In my higher education role as an associate provost at Colorado State University, I work hard to create access to CSU, but see fewer and fewer candidates ready to embrace America’s future role in the global economy. I greatly appreciate Clayton Christenson’s application of Disruption Theory to K-12 education in Disrupting Class, and especially his conclusion that it is not any one thing; it is a system of slightly bad elements that perpetuates poor performance. This aligns well with Jim Collin’s Good to Great conclusion that good is the enemy of great. One of our huge problems in America today is that so many things are good and there is little incentive to be great.
I won’t belabor the arguments about who is failing because this is not a “who” problem, nor can “who” provide the solution. This is a complex systems problem, and only a system dynamic solution can work. To crack the code, a few policy changes or exceptions are needed.
First is to understand most problems manifest differently in each location, meaning the solution needs to be local. To accomplish this, the federal government needs to get out of the way and the state government needs to join them on the sidelines. They can provide money, but they can’t find or provide the solution.
Next, the teachers unions need to accommodate more flexibility. If teachers just stopped having to file federal and state forms, enough time might be opened up that no changes are needed from the unions.
Third, everyone in the system needs to study, understand, and decide how to apply the Khan Academy approach. Khan is an implementation of the Clayton Christenson solution focusing on delivering education to the learning style of each student in each discipline. Technology allows us to do that today, but no one has time to actually do it.
Finally, and most vexing of all, we need a way to create a constructive community for kids with no or only one parent. In many inner city schools, the school only sees a student for 30-90 days a year. You can’t educate a student when they come and go that much. With no parenting, constant moving between relatives, jail, probation, house, appliance box, and alley as home, how can anyone learn? This means school needs to be the anchor, teachers the mentors, and classmates the community. This is a mandate never anticipated in K-12 education, which is why students turn to gangs as their surrogate family. Gangs deliver on a promise of belonging that schools were never asked to deliver. Schools need to win and become the community anchor for these kids.

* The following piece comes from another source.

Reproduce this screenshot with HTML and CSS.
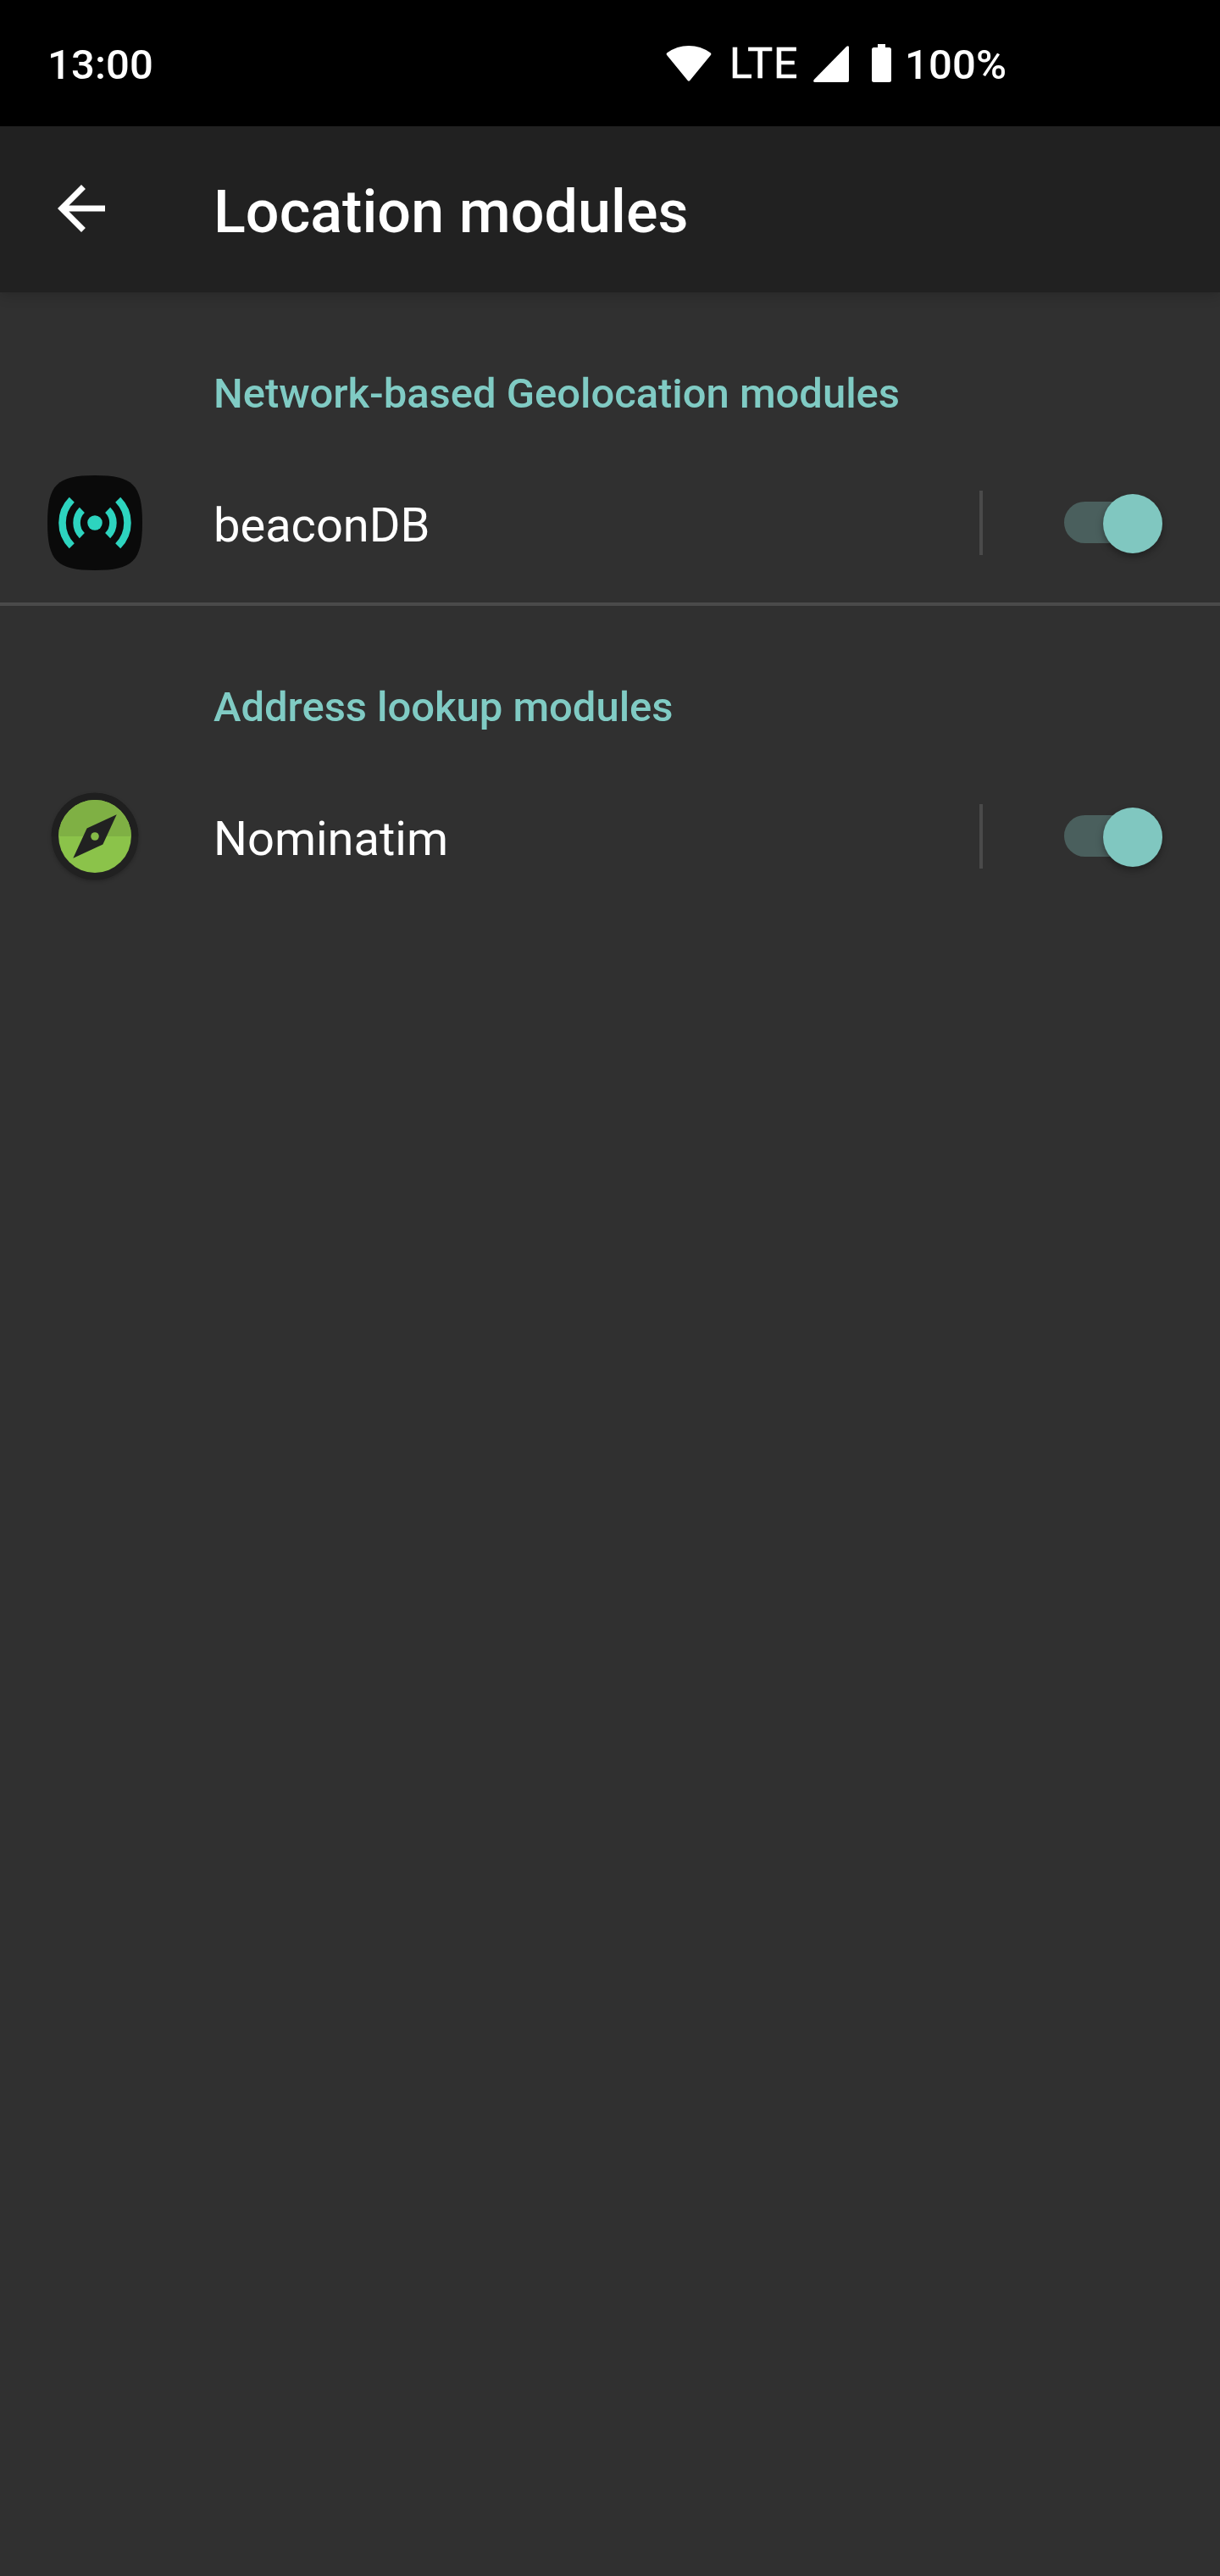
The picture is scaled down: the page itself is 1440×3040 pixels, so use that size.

So, a solution? We need to think entrepreneurially. Great entrepreneurs do not take many risks; they are masters at avoiding risk. We need them running these schools and to be given enough freedom to fail. Enough local entrepreneurs focused on the problem will illuminate a few great solutions that can be studied and applied locally by others. The government should fund these experiments along with groups like the Gates foundation (who is funding a Khan Academy test in Los Angeles). All should be shared with high transparency and documentation. Then let the government keep watching and funding while the best solutions get replicated and the worst get stopped. This will take 10-15 years, meaning a lot of kids will get left behind. However, it’s still better than leaving them all behind for several generations, which is the path we have been on for at least 10 years.